- Born: 10 June 1911 Korchyn, now Stryi Raion, Lviv Oblast, Ukraine
- Died: 22 June 1989 (aged 78) Korchyn, Stryi Raion, Lviv Oblast, Ukraine
- Education: Remote Public University of Arts
- Occupations: Painter, public figure

= Ivan Khandon =

Ukrainian painter (1911–1989)

Ivan Khandon (Іван Михайлович Хандон; 10 June 1911 – 22 June 1989) was a Ukrainian painter, public figure, and participant in the Ukrainian liberation movement. He was a member of the OUN.

==Biography==
Ivan Khandon was born on 10 June 1911, in Korchyn (now Skole Hromada, Stryi Raion, Lviv Oblast, Ukraine).

He had a secondary education. He was active in Ukrainian sports and educational organizations, including "Plast", "Sokil", "Ridna Shkola", and "Prosvita".

In the 1930s, he joined the Organization of Ukrainian Nationalists. While serving in the sapper troops of the Polish army, he gained the necessary experience that helped him become the OUN's combat referent in Korchyn. Later, he became a member of the OUN's county leadership. He was arrested multiple times by the Polish police. In 1933 and 1936, he served two prison sentences in Lviv and Stryi.

On 27 July 1940, he was arrested by the Skole district department of the NKVD (under articles 54-2 and 54-11 of the Criminal Code of the Ukrainian SSR). On November 4, 1940, the Lviv regional court sentenced him to 10 years in corrective labor camps and an additional 5 years of restricted rights. Khandon served his sentence in the Vorkuta Corrective Labor Camp, where he worked in a coal mine. In 1948, he was transferred to Vorkuta Special Camp No. 6—Rechlag. On 21 July 1950, he was released but sent to a special settlement in the city of Krasnoyarsk. He was released on 12 April 1956. In 1959, he returned home.

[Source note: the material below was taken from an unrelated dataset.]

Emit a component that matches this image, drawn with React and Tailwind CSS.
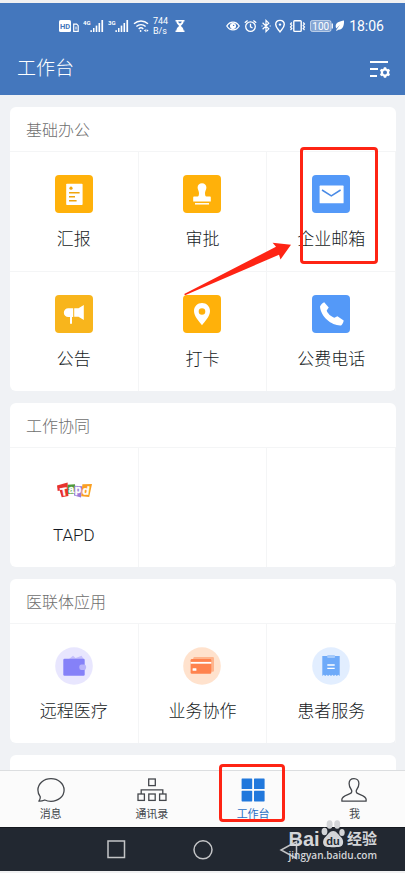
const BASE_APPS = [
  { name: '汇报', icon: ReportIcon },
  { name: '审批', icon: StampIcon },
  { name: '企业邮箱', icon: MailIcon, marked: true },
  { name: '公告', icon: HornIcon },
  { name: '打卡', icon: PinIcon },
  { name: '公费电话', icon: PhoneIcon },
]

const TEAM_APPS = [{ name: 'TAPD', icon: TapdIcon }, null, null]

const MEDICAL_APPS = [
  { name: '远程医疗', icon: WalletIcon },
  { name: '业务协作', icon: CardsIcon },
  { name: '患者服务', icon: ReceiptIcon },
]

const TABS = [
  { name: '消息', icon: ChatIcon },
  { name: '通讯录', icon: ContactsIcon },
  { name: '工作台', icon: GridIcon, active: true },
  { name: '我', icon: MeIcon },
]

function Tile({ color, children }) {
  return (
    <svg viewBox="0 0 38 38" className="size-[38px]" aria-hidden="true">
      <rect width="38" height="38" rx="4" fill={color} />
      {children}
    </svg>
  )
}

function Disc({ color, children }) {
  return (
    <svg viewBox="0 0 38 38" className="size-[38px]" aria-hidden="true">
      <circle cx="19" cy="19" r="18.8" fill={color} />
      {children}
    </svg>
  )
}

function ReportIcon() {
  return (
    <Tile color="#ffb10a">
      <rect x="11.2" y="8.8" width="16.4" height="21.2" rx="0.8" fill="#fff" />
      <circle cx="16" cy="13.2" r="1.6" fill="#f0a50c" />
      <path d="M14 17.8h10.6M14 21.7h6M14 25.7h7.6" stroke="#f0a50c" strokeWidth="1.4" />
    </Tile>
  )
}

function StampIcon() {
  return (
    <Tile color="#ffb10a">
      <path
        d="M19 8.2c-2.6 0-4.4 1.9-4.4 4.3 0 2 1.4 3.6 1.4 5.6 0 1.8-.3 3.5-1.4 3.5h-3.400c-.6 0-1 .4-1 1v3.900h17.600v-3.900c0-.6-.4-1-1-1h-3.400c-1.100 0-1.400-1.700-1.400-3.500 0-2 1.400-3.600 1.400-5.600 0-2.400-1.800-4.300-4.400-4.300z"
        fill="#fff"
      />
      <path d="M12 28.800h14" stroke="#fff" strokeWidth="1.5" />
    </Tile>
  )
}

function MailIcon() {
  return (
    <Tile color="#5499f8">
      <rect x="7.6" y="10.6" width="24" height="17.7" rx="0.6" fill="#fff" />
      <path d="M10 15l9.300 5.800 9.300-5.800" stroke="#4a8be6" strokeWidth="1.5" fill="none" />
    </Tile>
  )
}

function HornIcon() {
  return (
    <Tile color="#f8b51c">
      <path d="M13.200 13.300h5v8.700h-1.200v6.800h-2v-6.800h-1.800a4.350 4.350 0 0 1 0-8.700z" fill="#fff" />
      <path d="M19.200 13.300h4.300l5.300-3.400v15.200l-5.300-3.300h-4.300z" fill="#fff" />
    </Tile>
  )
}

function PinIcon() {
  return (
    <Tile color="#ffb10a">
      <path
        d="M19 8c-4.500 0-8 3.500-8 8 0 5.500 5.300 10.500 8 14.200 2.700-3.700 8-8.700 8-14.200 0-4.500-3.500-8-8-8zm0 5.200a3.300 3.300 0 1 1 0 6.600 3.300 3.300 0 0 1 0-6.600z"
        fill="#fff"
        fillRule="evenodd"
      />
    </Tile>
  )
}

function PhoneIcon() {
  return (
    <Tile color="#5499f8">
      <path
        d="M12.200 7.200l4.500 5.400-2 3c.8 3 4.500 6.300 7.700 7.200l3-1.600 6.300 4.200c-.3 2-1.200 3.800-2.600 5-9 .6-20.300-8.300-21.100-18.900.9-1.800 2.300-3.300 4.200-4.300z"
        fill="#fff"
      />
    </Tile>
  )
}

function TapdIcon() {
  return (
    <svg viewBox="0 0 38 38" className="size-[38px]" aria-hidden="true">
      <path d="M2 14.400l10.600-2.800.8 13.400-6.700 1.300-2-6.800-2 .4z" fill="#e8332c" />
      <path d="M12.600 13.800l7.400-.6.400 9.300-7.200.4z" fill="#4d9a3b" />
      <path d="M19.400 14.800l8 .4-1.400 11.400-7-2z" fill="#9b7ad8" />
      <path d="M27.400 13.200l9.600-.2-2.800 13-8-.8z" fill="#fa9f22" />
      <g
        fill="#fff"
        stroke="#fff"
        strokeWidth="0.4"
        fontFamily="'Liberation Sans', sans-serif"
        fontWeight="700"
        textAnchor="middle"
      >
        <text x="8.7" y="24.400" fontSize="11" transform="rotate(-10 8.7 20)">T</text>
        <text x="16.400" y="21.600" fontSize="10">a</text>
        <text x="23" y="22" fontSize="10.500">p</text>
        <text x="31.200" y="23.600" fontSize="11.500" transform="rotate(8 31 19)">d</text>
      </g>
    </svg>
  )
}

function WalletIcon() {
  return (
    <Disc color="#e8e6fe">
      <path d="M14 12l4-3.200 2.600 2.200 6-2.300 2 3.300z" fill="#c4bffc" />
      <rect x="8.300" y="11.700" width="21.400" height="17" rx="1.200" fill="#8581f8" />
      <rect x="24.300" y="17.600" width="6.800" height="5.400" rx="2.200" fill="#b9b4fb" />
    </Disc>
  )
}

function CardsIcon() {
  return (
    <Disc color="#ffe2cd">
      <rect x="10.300" y="10" width="20.700" height="14.800" rx="1.200" fill="#ffb48c" />
      <rect x="7.600" y="12" width="20.700" height="14.800" rx="1.200" fill="#ff834e" />
      <path d="M7.600 15.800h20.700" stroke="#fff" strokeWidth="1.800" />
      <rect x="9.600" y="21.200" width="3.800" height="2.600" rx="0.400" fill="#fff" />
    </Disc>
  )
}

function ReceiptIcon() {
  return (
    <Disc color="#e2eeff">
      <path
        d="M10.300 9h17.400v20l-1.450-1.200-1.450 1.200-1.450-1.200-1.450 1.200-1.450-1.200-1.450 1.200-1.450-1.200-1.450 1.200-1.450-1.200-1.450 1.200-1.450-1.200-1.450 1.200z"
        fill="#6eaaf9"
      />
      <rect x="15.200" y="8" width="7.800" height="3" rx="0.800" fill="#a5cafb" />
      <path d="M15.300 18h7.400M15.300 21.300h7.400" stroke="#fff" strokeWidth="1.300" />
    </Disc>
  )
}

function ChatIcon() {
  return (
    <svg viewBox="0 0 30 26" className="h-[26px] w-[30px]" fill="none" stroke="currentColor" strokeWidth="1.300">
      <path d="M4.300 19.800C2.700 17.900 1.900 15.600 1.900 13 1.900 6.600 7.700 1.600 15 1.600S28.100 6.600 28.100 13 22.300 24.300 15 24.300c-2.300 0-4.300-.4-6.200-1.300-1.800.8-3.800 1.300-5.900 1.200 1-1.300 1.500-2.800 1.400-4.400z" strokeLinejoin="round" />
    </svg>
  )
}

function ContactsIcon() {
  return (
    <svg viewBox="0 0 30 26" className="h-[26px] w-[30px]" fill="none" stroke="currentColor" strokeWidth="1.300">
      <rect x="11.700" y="2" width="6.600" height="6.600" />
      <path d="M4.200 17v-4.200h21.600V17" />
      <rect x="1" y="17" width="6.400" height="6.400" />
      <rect x="11.800" y="17" width="6.400" height="6.400" />
      <rect x="22.600" y="17" width="6.400" height="6.400" />
    </svg>
  )
}

function GridIcon() {
  return (
    <svg viewBox="0 0 30 26" className="h-[26px] w-[30px]" fill="#2178dc">
      <rect x="3.600" y="1.500" width="10.600" height="10.600" rx="0.600" />
      <rect x="16" y="1.500" width="10.600" height="10.600" rx="0.600" />
      <rect x="3.600" y="13.800" width="10.600" height="10.600" rx="0.600" />
      <rect x="16" y="13.800" width="10.600" height="10.600" rx="0.600" />
    </svg>
  )
}

function MeIcon() {
  return (
    <svg viewBox="0 0 30 26" className="h-[26px] w-[30px]" fill="none" stroke="currentColor" strokeWidth="1.300">
      <path d="M15 1.600c-3 0-4.900 2-4.900 5 0 2.500.8 4.400 2.100 5.900.9 1.100.8 3.200-.7 3.900-3.400 1.700-8.600 2.800-8.600 5.900v1.900h24.200v-1.900c0-3.100-5.200-4.200-8.600-5.900-1.500-.7-1.600-2.800-.7-3.900 1.300-1.500 2.100-3.400 2.100-5.900 0-3-1.900-5-4.900-5z" strokeLinejoin="round" />
    </svg>
  )
}

function Signal({ label }) {
  return (
    <svg viewBox="0 0 21 14" className="h-3.5 w-[21px]" fill="#fff">
      <text x="0" y="5.500" fontSize="6" fontWeight="700" fontFamily="Roboto, sans-serif">{label}</text>
      <rect x="7.400" y="11.200" width="1.500" height="1.800" />
      <rect x="10" y="9" width="1.500" height="4" />
      <rect x="12.700" y="6.600" width="1.600" height="6.400" />
      <rect x="15.500" y="4" width="1.600" height="9" />
      <rect x="18.400" y="1" width="1.700" height="12" />
    </svg>
  )
}

function StatusBar() {
  return (
    <div className="flex h-[46px] items-center justify-between pr-[21px] pl-[59px] text-white">
      <div className="flex items-center gap-1">
        <svg viewBox="0 0 20 14" className="h-3.5 w-5">
          <rect x="0" y="1" width="12" height="12" rx="1.500" fill="#fff" />
          <text x="6" y="9.800" fontSize="7.500" fontWeight="700" textAnchor="middle" fill="#4477bd" fontFamily="Roboto, sans-serif">HD</text>
          <path d="M14.700 5.200h3l1.500 1.500v5.700h-4.500z" fill="none" stroke="#fff" strokeWidth="1.200" />
          <path d="M17 7.500v3" stroke="#fff" strokeWidth="1" />
        </svg>
        <Signal label="4G" />
        <Signal label="3G" />
        <svg viewBox="0 0 16 14" className="h-3.5 w-4" fill="none" stroke="#fff" strokeWidth="1.400">
          <path d="M1 4.800c4-3.700 10-3.700 14 0M3.400 7.400c2.600-2.400 6.600-2.400 9.200 0M5.700 9.900c1.300-1.200 3.300-1.200 4.600 0" />
          <circle cx="7.600" cy="12" r="0.900" fill="#fff" stroke="none" />
          <path d="M10.800 11.600l2-1.300v2.600zM15.600 11.600l-2-1.300v2.600z" fill="#fff" stroke="none" />
        </svg>
        <div className="text-[9px] leading-[10px]">
          <div>744</div>
          <div>B/s</div>
        </div>
        <svg viewBox="0 0 16 14" className="h-3.5 w-4" fill="#fff">
          <path d="M3.500 1h9v1.600h-.9c0 2-1.600 3.400-2.800 4.400 1.200 1 2.800 2.400 2.800 4.400h.9V13h-9v-1.600h.9c0-2 1.600-3.400 2.800-4.400-1.200-1-2.800-2.400-2.800-4.400h-.9z" />
          <path d="M6.200 2.600h3.600c-.2.8-.6 1.300-1 1.700H7.200c-.4-.4-.8-.9-1-1.700z" fill="#4477bd" />
        </svg>
      </div>

      <div className="flex items-center gap-1">
        <svg viewBox="0 0 14 14" className="size-3.5" fill="none" stroke="#fff" strokeWidth="1.300">
          <path d="M.8 7c3-5.200 9.400-5.200 12.400 0-3 5.200-9.400 5.200-12.400 0z" />
          <circle cx="7" cy="7" r="2.400" fill="#fff" />
          <circle cx="7.600" cy="6.400" r="0.700" fill="#4477bd" stroke="none" />
        </svg>
        <svg viewBox="0 0 13 14" className="h-3.5 w-[13px]" fill="none" stroke="#fff" strokeWidth="1.300">
          <circle cx="6.500" cy="7.600" r="4.800" />
          <path d="M6.500 4.800v3l2 1.200M.8 3.800L3.600 1.400M12.200 3.800L9.400 1.400" />
        </svg>
        <svg viewBox="0 0 10 14" className="h-3.5 w-2.5" fill="none" stroke="#fff" strokeWidth="1.200">
          <path d="M1.600 3.800l6.200 6L5 12.600V1.400l2.800 2.800-6.200 6M.4 7h1.200M8.600 7h1.200" />
        </svg>
        <svg viewBox="0 0 10 14" className="h-3.5 w-2.5" fill="none" stroke="#fff" strokeWidth="1.400">
          <path d="M5 1.400c-2.500 0-4.300 1.800-4.300 4.200C.7 8.400 3.500 10.600 5 12.800c1.500-2.200 4.300-4.400 4.300-7.200 0-2.400-1.800-4.200-4.300-4.200z" />
          <circle cx="5" cy="5.600" r="1.200" fill="#fff" stroke="none" />
        </svg>
        <svg viewBox="0 0 17 14" className="h-3.5 w-[17px]" fill="none" stroke="#fff" strokeWidth="1.400">
          <rect x="4.800" y="1.800" width="7.400" height="10.600" rx="0.800" />
          <path d="M2.800 3.500L1.500 5l1.300 1.500L1.500 8l1.300 1.500L1.500 11M14.200 3.500L15.500 5l-1.300 1.500L15.500 8l-1.300 1.500 1.300 1.500" strokeWidth="1.200" />
        </svg>
        <svg viewBox="0 0 35 14" className="h-3.5 w-[35px]">
          <rect x="0.500" y="1.500" width="20.500" height="11" rx="1.800" fill="#fff" fillOpacity="0.350" stroke="#fff" strokeOpacity="0.700" strokeWidth="0.800" />
          <text x="10.800" y="10.900" fontSize="10" textAnchor="middle" fill="#fff" fontFamily="Roboto, sans-serif">100</text>
          <rect x="21.600" y="4.500" width="1.300" height="5" fill="#fff" />
          <path d="M34 1.500c-4.500.7-8.500 2.200-8.300 6 0 .8.300 1.500.7 2.100l3.600-3.800-3.900 5.400.8.800 1-1.300c4.800.6 6.400-4 6.100-9.200z" fill="#fff" />
        </svg>
        <time className="text-[14px] leading-4">18:06</time>
      </div>
    </div>
  )
}

function Header() {
  return (
    <header className="border-t-3 border-[#f1f1f2] bg-[#4477bd]">
      <StatusBar />
      <div className="flex h-[46px] items-center justify-between pr-3.5 pb-1.5 pl-[17px]">
        <h1 className="text-[19px] leading-7 font-light text-white">工作台</h1>
        <button type="button" aria-label="设置">
          <svg viewBox="0 0 22 18" className="h-[18px] w-[22px]" fill="none" stroke="#fff">
            <path d="M1 2h18M1 9h8M1 16h7" strokeWidth="2.200" />
            <circle cx="16" cy="12.500" r="3.100" strokeWidth="2.200" />
            <path
              d="M16 7.300v1.900M16 15.800v1.900M11.500 9.900l1.700 1M18.800 14.100l1.700 1M11.500 15.100l1.700-1M18.800 10.900l1.700-1"
              strokeWidth="2.400"
            />
          </svg>
        </button>
      </div>
    </header>
  )
}

function Section({ title, apps, children }) {
  return (
    <section className="rounded-md bg-white">
      <h2 className="h-11 px-4 pt-3 text-[16px] leading-6 font-light text-[#6e6e6e]">{title}</h2>
      <div className="relative grid grid-cols-3">
        {apps.map((app, i) => (
          <div key={i} className="relative h-[120px] border-t border-r border-[#f4f5f6]">
            {app && (
              <button type="button" className="flex w-full flex-col items-center gap-3.5 pt-[23px]">
                <app.icon />
                <span className="text-[17px] leading-6 font-light text-[#151a23]">{app.name}</span>
              </button>
            )}
            {app?.marked && (
              <div className="absolute -top-[5px] left-[33px] h-[117px] w-[78px] rounded-sm border-3 border-[#fe2414]" />
            )}
          </div>
        ))}
        {children}
      </div>
    </section>
  )
}

function Arrow() {
  return (
    <svg viewBox="0 0 108 54" className="absolute top-[91px] left-[45%] h-[54px] w-[108px]" aria-hidden="true">
      <path d="M.2 52L92 4.800 88.600.7 107 2.700 96.500 17.500 95 12.700 1 53.300z" fill="#fe2414" />
    </svg>
  )
}

function TabBar() {
  return (
    <nav className="grid h-[57px] grid-cols-4 border-t border-[#dcdee0] bg-[#fbfbfb]">
      {TABS.map((tab) => (
        <a
          key={tab.name}
          href="#"
          className={`relative flex flex-col items-center gap-1 pt-1.5 ${
            tab.active ? 'text-[#2a6fc4]' : 'text-[#44474c]'
          }`}
        >
          <tab.icon />
          <span className="text-[11px] leading-4">{tab.name}</span>
          {tab.active && (
            <span className="absolute -top-[7px] left-4 h-[58px] w-[66px] rounded-sm border-3 border-[#fe2414]" />
          )}
        </a>
      ))}
    </nav>
  )
}

function Watermark() {
  return (
    <div className="absolute right-7 bottom-2.5 text-[#d3d5d8]">
      <div className="flex items-end justify-between">
        <span className="font-['Liberation_Sans'] text-[20px] leading-5 font-bold">Bai</span>
        <svg viewBox="0 0 24 30" className="h-[30px] w-6" fill="#d3d5d8">
          <ellipse cx="3.500" cy="12.500" rx="2.900" ry="3.700" />
          <ellipse cx="8.600" cy="5.500" rx="3" ry="4.200" />
          <ellipse cx="16.200" cy="5.500" rx="3" ry="4.200" />
          <ellipse cx="21" cy="13.500" rx="2.700" ry="3.600" />
          <path d="M12.200 12c3.400 0 5 3.700 7.700 6 3.300 2.900 3.300 9.500-2 10-2.400.2-8.800.2-11.400 0-5.300-.5-5.600-6.800-2.100-10 2.600-2.400 4.400-6 7.800-6z" />
          <text x="12" y="26.300" fontSize="11" fontWeight="700" textAnchor="middle" fill="#222831" fontFamily="'Liberation Sans', sans-serif">du</text>
        </svg>
        <span className="text-[15px] leading-5 font-bold">经验</span>
      </div>
      <div className="font-['Open_Sans'] text-[10px] leading-3 font-semibold">jingyan.baidu.com</div>
    </div>
  )
}

function SystemBar() {
  return (
    <footer className="relative border-t border-b-2 border-t-[#15191f] border-b-[#f1f1f2] bg-[#222831]">
      <div className="flex h-[43px] items-center justify-center gap-[66px]">
        <button type="button" aria-label="最近任务">
          <svg viewBox="0 0 20 20" className="size-5" fill="none" stroke="#c4c5c7" strokeWidth="1.500">
            <rect x="1" y="1" width="16.500" height="16.500" />
          </svg>
        </button>
        <button type="button" aria-label="主页">
          <svg viewBox="0 0 20 20" className="size-5" fill="none" stroke="#c4c5c7" strokeWidth="1.500">
            <circle cx="10" cy="9.800" r="9" />
          </svg>
        </button>
        <button type="button" aria-label="返回">
          <svg viewBox="0 0 20 20" className="size-5" fill="none" stroke="#c4c5c7" strokeWidth="1.500">
            <path d="M17.500 1.500v17L2 10z" />
          </svg>
        </button>
      </div>
      <Watermark />
    </footer>
  )
}

export default function App() {
  return (
    <div className="flex h-screen flex-col bg-[#f0f2f5] font-[Roboto,'Noto_Sans_CJK_SC',sans-serif]">
      <Header />
      <main className="flex min-h-0 flex-1 flex-col gap-3 overflow-hidden pt-3 pr-[9px] pl-2.5">
        <Section title="基础办公" apps={BASE_APPS}>
          <Arrow />
        </Section>
        <Section title="工作协同" apps={TEAM_APPS} />
        <Section title="医联体应用" apps={MEDICAL_APPS} />
        <section className="h-11 shrink-0 rounded-md bg-white" />
      </main>
      <TabBar />
      <SystemBar />
    </div>
  )
}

In 1974, he graduated from the Faculty of Fine Arts of the Remote Public University of Arts.

He died on June 22, 1989, in his native village, where he is buried. He was rehabilitated in 1993.

==Creativity==
While imprisoned at the Rechlag camp (Vorkuta), Khandon continued to actively paint, constantly improving his talent. His first known work is dated 1947, which indicates the artist's uninterrupted creative path. The German artist Julius Stürmer (1915–2011), who was also serving time in the camp starting in 1948, had a positive influence on the development of Khandon's academic artistic style. Their interaction contributed to a valuable professional exchange and the intensive development of Khandon's artistic skills. A number of Khandon's landscapes, still lifes, narrative compositions, and portraits, painted in oil, watercolor, and "dry brush" techniques, as well as his design and mosaic works, have been preserved.

Posthumously, thanks to the efforts of his family, Khandon's works were presented at group and solo exhibitions in Lviv (1989, 1991, 1993, 2006, 2011, 2016), Stryi (1994, 2012), Warsaw (Poland), Korchyn (1999), and Morshyn (2011).

Some of his works are held in the collections of the Lviv Historical Museum.

==Memory==
In 2011, a commemorative event dedicated to the 100th anniversary of the artist Ivan Khandon's birth was held at the Lviv Polytechnic National University.

In 2012, within the framework of the World Festival of Ukrainian Credit Unions, a plein air art event dedicated to the memory of Ivan Khandon was organized and held in his native village.

A memorial plaque in honor of Ivan Khandon has been installed in his native village.

==Bibliography==
- Хандон Іван Михайлович // Реабілітовані історією. У двадцяти семи томах. Львівська область. Книга одинадцята: Сколівський район, Сокальський район. — Львів: Простір-М, 2022. — С. 368. — ISBN 978-966-8657-11-5.
- Кирчів Р. Людина. Громадянин. Патріот. Націоналіст // Дзвін. — 2011. — № 7. — С. 108—110.